Women Unveiled: Marc Garanger’s Contested Portraits of 1960s Algeria

Marc Garanger’s portraits of Algerian women in 1960s regroupment villages are strong reminders of the power of the photograph as historical record.

For France, the trauma of the Algerian War (1954-1962) was not unlike the experience of the Vietnam War for the United States. But, unlike the conflict in Vietnam, few photographic documents exist from that period in Algeria: it is as if the French responded with collective amnesia. Marc Garanger’s Algerian Women is one of the few photographic essays dedicated to that painful period.

In 1960, Garanger, a 25-year-old draftee who had already been photographing professionally for ten years, landed in Kabylia, in the small village of Ain Terzine, about seventy-five miles south of Algiers. Like many politically engaged young men, he had put off his departure for the army as long as possible, hoping that the war would end without him. He was soon selected as his regiment’s photographer.

General Maurice Challes, head of the French army, attacked the mountain villages occupied by two million people, some of whom had joined the Algerian resistance, the FLN. To deprive the rebels of their contacts with the villagers, he decided to destroy the villages and transfer the population into regroupment villages, a euphemism for concentration camps. Soon Garanger’s commanding officer decreed that the villagers must have identity cards: “Naturally he asked the military photographer to make these cards,” Garanger recalls. “Either I refused and went to prison, or I accepted. I understood my luck: it was to be a witness, to make pictures of what I saw that mirrored my opposition to the war.

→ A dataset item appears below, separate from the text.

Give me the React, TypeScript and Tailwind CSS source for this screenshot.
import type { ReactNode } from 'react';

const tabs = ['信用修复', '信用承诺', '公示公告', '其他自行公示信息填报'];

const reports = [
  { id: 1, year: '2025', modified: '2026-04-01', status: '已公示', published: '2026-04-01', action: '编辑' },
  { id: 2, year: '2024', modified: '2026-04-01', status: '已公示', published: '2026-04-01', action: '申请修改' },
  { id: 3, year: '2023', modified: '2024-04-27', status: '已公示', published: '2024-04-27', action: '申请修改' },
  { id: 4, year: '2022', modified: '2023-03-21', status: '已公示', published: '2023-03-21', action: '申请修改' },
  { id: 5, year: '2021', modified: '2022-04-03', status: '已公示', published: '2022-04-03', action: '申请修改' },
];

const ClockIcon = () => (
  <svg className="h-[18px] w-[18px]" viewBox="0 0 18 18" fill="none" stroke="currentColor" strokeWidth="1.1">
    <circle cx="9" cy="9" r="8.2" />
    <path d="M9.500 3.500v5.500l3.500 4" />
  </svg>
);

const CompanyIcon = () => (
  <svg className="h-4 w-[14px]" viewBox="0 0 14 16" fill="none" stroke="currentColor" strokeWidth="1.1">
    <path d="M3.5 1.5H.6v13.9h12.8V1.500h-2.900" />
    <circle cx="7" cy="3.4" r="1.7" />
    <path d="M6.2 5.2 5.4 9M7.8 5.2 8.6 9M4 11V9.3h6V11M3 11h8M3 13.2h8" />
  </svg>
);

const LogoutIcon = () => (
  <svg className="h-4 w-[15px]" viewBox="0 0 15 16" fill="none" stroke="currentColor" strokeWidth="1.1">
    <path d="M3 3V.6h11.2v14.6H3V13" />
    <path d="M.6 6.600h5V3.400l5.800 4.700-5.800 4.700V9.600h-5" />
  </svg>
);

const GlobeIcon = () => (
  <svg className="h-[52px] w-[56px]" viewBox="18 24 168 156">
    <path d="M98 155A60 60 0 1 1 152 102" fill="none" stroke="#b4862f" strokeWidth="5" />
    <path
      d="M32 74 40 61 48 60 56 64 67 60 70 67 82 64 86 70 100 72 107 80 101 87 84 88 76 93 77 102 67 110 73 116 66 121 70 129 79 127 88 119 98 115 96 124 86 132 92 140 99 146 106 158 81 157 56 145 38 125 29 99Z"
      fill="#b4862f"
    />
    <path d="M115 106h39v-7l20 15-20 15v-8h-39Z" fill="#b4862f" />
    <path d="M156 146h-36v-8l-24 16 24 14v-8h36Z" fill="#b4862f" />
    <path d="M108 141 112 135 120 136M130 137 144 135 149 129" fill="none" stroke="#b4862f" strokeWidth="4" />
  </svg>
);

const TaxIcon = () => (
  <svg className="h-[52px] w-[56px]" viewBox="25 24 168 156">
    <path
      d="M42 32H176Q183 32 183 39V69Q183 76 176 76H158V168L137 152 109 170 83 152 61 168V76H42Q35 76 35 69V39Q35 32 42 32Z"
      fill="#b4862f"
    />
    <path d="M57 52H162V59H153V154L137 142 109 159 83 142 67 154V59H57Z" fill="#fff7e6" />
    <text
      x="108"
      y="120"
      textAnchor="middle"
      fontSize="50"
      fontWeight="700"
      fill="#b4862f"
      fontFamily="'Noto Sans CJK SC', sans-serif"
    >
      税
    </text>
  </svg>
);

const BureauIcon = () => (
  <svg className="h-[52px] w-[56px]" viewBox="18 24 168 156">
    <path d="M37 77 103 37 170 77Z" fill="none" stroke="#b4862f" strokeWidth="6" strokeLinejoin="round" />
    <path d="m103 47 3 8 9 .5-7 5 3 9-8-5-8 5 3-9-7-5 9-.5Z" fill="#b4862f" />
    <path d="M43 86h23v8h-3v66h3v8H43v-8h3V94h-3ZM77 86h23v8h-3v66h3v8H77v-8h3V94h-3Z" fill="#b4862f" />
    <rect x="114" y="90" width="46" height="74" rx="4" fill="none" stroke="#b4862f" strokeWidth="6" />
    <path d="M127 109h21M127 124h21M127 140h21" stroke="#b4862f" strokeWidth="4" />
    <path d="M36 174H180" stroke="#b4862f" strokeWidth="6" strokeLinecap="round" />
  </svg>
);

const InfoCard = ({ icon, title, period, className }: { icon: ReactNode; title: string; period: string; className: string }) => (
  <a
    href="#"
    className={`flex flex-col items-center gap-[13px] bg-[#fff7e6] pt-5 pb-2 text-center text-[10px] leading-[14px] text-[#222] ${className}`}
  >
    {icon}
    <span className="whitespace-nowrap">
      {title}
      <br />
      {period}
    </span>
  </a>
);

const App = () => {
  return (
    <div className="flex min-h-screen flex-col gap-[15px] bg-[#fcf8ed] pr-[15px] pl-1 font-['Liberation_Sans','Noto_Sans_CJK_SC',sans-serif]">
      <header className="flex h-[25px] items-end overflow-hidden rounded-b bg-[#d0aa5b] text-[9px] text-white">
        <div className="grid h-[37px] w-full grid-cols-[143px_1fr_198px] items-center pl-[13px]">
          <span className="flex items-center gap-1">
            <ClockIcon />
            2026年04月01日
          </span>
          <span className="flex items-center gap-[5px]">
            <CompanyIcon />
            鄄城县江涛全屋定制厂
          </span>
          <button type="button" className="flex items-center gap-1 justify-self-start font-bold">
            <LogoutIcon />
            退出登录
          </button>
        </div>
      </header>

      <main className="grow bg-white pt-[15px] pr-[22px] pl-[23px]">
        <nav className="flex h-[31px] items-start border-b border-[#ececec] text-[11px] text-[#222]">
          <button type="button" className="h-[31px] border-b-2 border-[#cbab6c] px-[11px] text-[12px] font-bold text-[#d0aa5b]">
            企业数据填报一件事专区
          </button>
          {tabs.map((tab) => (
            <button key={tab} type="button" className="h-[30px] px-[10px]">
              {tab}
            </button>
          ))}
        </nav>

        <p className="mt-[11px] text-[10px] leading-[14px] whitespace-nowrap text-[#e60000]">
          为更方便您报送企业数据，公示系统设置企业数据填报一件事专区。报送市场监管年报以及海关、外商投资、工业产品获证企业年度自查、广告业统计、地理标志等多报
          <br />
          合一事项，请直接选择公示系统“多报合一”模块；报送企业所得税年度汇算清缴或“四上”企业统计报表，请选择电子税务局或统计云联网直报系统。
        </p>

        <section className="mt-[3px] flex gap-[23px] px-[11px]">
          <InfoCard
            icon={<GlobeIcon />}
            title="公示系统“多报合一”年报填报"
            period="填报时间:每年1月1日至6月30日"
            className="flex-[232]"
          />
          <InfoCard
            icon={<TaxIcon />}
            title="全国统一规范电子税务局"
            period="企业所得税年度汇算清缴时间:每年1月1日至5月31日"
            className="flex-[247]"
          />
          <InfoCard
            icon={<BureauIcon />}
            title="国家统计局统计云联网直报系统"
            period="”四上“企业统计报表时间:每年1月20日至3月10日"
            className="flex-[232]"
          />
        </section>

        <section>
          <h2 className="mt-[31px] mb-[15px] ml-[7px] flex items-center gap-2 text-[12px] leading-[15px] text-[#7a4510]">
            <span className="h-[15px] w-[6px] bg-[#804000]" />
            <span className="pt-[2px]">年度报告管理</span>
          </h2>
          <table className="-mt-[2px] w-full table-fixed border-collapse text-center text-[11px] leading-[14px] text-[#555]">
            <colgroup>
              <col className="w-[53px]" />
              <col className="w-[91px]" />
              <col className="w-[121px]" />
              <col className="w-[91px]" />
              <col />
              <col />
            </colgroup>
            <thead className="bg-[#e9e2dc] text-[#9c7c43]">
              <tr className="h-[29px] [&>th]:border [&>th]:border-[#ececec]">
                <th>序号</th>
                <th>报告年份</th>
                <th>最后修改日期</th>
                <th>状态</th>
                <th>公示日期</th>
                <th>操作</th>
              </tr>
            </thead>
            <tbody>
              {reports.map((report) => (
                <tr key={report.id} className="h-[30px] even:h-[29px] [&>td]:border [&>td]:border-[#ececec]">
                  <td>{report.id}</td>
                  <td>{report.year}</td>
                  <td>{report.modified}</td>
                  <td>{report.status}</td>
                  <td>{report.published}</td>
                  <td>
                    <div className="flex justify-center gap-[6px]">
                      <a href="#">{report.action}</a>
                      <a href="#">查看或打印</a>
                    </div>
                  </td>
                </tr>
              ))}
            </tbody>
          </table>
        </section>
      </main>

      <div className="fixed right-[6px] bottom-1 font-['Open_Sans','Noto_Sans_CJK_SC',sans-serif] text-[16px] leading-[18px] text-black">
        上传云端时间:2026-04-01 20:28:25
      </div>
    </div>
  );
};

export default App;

I saw that I could use what I was forced to do, and have the pictures tell the opposite of what the authorities wanted them to tell.”

The women that Garanger portrayed came from neighboring villages. Either Berber or Muslim, they had never before come into contact with Europeans. When Garanger arrived, there was a detachment of armed men with machine guns across their shoulders, an interpreter, and the commander. The women would be lined up, then each in turn would sit on a stool outdoors, in front of the whitewashed wall of a house. Without their veils, their disheveled hair and their protective tattoos were exposed. Their lined faces reflected the harshness of their life. The stiffness of their pose and the intensity of their gaze evoke early daguerreotypes.

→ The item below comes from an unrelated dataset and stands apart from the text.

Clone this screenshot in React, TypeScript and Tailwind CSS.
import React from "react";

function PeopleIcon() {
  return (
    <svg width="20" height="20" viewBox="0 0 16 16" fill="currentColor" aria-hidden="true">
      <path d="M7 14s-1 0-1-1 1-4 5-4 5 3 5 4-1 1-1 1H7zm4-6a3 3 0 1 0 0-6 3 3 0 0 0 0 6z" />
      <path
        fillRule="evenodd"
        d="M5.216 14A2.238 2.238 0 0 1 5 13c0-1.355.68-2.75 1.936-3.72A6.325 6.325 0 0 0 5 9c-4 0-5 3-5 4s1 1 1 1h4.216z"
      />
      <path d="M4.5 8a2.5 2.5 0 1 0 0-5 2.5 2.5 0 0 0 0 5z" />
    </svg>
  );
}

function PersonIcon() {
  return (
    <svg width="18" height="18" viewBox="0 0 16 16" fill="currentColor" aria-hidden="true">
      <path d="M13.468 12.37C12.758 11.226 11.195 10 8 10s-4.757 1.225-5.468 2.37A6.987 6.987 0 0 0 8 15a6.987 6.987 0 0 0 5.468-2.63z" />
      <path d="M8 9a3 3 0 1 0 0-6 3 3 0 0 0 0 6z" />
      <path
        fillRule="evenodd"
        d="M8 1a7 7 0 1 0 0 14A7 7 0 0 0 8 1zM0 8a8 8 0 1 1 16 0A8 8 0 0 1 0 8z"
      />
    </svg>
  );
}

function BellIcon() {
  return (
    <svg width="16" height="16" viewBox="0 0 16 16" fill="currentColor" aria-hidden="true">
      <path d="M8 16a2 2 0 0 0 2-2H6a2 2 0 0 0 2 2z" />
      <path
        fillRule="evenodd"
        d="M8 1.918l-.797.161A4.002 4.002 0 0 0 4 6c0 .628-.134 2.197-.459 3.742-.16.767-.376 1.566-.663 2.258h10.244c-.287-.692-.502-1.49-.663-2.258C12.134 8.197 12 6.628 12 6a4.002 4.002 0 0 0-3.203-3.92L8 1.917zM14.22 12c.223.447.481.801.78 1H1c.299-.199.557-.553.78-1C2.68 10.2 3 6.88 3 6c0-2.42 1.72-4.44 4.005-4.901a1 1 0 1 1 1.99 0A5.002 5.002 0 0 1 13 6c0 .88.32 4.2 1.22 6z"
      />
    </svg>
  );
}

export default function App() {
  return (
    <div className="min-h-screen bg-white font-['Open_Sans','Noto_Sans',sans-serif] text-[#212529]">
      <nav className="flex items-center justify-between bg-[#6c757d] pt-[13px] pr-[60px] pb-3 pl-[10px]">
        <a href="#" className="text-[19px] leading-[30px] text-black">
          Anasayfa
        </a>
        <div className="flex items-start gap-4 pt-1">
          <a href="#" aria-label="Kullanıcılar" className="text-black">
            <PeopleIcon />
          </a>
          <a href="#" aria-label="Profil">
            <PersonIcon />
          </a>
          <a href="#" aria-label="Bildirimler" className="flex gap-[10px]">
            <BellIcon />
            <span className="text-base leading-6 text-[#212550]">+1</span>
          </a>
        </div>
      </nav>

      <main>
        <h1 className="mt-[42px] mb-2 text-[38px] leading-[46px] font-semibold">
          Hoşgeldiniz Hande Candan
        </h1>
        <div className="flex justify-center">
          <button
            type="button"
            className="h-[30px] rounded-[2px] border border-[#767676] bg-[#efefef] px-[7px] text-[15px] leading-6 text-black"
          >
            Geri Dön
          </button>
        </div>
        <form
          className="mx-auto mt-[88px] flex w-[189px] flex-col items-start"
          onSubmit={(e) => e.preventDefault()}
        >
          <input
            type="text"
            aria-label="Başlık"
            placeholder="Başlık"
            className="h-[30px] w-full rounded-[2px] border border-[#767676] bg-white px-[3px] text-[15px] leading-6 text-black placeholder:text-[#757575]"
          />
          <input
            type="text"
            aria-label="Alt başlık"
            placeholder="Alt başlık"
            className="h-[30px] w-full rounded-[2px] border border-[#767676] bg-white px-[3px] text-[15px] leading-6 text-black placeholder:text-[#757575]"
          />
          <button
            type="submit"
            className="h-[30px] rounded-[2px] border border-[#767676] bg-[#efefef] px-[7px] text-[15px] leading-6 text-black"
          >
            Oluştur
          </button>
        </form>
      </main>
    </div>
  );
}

“I would come within three feet of them,” Garanger remembers. “They would be unveiled. In a period of ten days, I made two thousand portraits, two hundred a day. The women had no choice in the matter. Their only way of protesting was through their look.”

“It is this immediate look that matters,” Garanger continues. “When one discharges a condenser, a spark comes out: to me, photography involves seizing just that instant of discharge. In these sessions, I felt a completely crazy emotion. It was an overwhelming experience, with lightning in each image. I held up for the world a mirror, which reflected this lightning look that the women cast at me.”

In the Middle East, the veil is like a second skin among traditional people. It may be taken off only within the secrecy of the walls, among women or between husband and wife, but never publicly. Garanger’s portraits symbolize the collision of two civilizations, Islamic and Western, and serve as an apt metaphor for colonization. The women’s defiant look may be thought of as an ‘evil eye’ that they cast to protect themselves and curse their enemies.

Fifty years after Algeria’s independence was proclaimed, Garanger’s contested portraits have not lost their strength. When he went back to Algeria in 2004 to meet those he had photographed, he found that the pictures he had taken were often the only ones that the women ever had of themselves, and they welcomed his return: he had become the keeper of their memory. This month, his portraits will be exhibited in Algiers.


Garanger’s portraits are currently being exhibited at the Musée d’Art Moderne, Algiers (April 20 – August 30).

Carole Naggar is a photo historian and poet. She recently wrote for LightBox on Chim’s images of children in Europe after World War II and the visual fables of Pentti Sammallahti.